### Requirements
Find every line with the word "React" and give their count, nothing else.

-------- Information provided --------

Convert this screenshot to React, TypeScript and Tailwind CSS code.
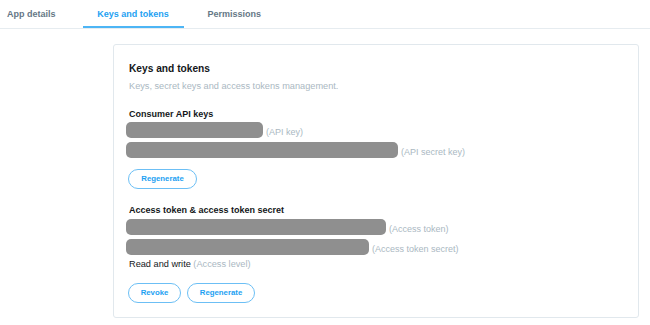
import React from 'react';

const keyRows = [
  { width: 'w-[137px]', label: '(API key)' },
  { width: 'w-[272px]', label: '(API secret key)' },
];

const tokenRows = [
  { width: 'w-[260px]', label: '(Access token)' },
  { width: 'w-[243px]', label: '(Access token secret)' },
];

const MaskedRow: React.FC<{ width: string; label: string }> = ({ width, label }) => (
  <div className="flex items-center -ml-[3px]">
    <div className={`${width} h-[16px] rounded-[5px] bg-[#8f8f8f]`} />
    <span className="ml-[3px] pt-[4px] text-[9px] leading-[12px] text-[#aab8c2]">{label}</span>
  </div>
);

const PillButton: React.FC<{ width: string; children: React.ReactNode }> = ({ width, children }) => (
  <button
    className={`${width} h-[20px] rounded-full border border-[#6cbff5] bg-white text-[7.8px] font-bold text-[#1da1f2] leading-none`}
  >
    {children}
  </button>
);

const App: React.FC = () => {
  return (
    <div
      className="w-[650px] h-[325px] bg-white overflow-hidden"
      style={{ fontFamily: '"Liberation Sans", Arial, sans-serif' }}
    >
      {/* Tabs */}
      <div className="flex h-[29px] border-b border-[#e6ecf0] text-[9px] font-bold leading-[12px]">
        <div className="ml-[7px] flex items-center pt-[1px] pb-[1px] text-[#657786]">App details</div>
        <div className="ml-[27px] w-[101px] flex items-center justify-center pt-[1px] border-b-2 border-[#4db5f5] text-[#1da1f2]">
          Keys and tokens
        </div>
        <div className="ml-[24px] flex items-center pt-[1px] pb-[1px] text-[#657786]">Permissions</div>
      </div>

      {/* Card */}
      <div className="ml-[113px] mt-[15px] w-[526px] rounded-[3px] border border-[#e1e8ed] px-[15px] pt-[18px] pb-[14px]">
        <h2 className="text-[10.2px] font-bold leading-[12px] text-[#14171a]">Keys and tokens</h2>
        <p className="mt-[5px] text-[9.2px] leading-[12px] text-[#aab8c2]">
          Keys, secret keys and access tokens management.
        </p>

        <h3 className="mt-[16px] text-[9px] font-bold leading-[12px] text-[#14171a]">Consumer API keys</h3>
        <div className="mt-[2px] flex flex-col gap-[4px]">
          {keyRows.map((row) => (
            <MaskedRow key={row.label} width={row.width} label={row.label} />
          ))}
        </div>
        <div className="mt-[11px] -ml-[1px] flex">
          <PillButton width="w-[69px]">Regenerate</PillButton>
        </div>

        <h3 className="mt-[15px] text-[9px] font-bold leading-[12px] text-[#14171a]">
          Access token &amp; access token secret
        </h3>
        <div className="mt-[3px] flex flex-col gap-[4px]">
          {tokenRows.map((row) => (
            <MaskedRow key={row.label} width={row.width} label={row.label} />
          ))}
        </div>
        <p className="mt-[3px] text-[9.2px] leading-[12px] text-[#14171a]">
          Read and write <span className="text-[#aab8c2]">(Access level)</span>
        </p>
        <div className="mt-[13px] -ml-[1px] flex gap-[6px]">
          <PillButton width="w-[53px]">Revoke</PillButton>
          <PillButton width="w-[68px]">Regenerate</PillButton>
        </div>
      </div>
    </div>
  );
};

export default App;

--------

### Response to the task
5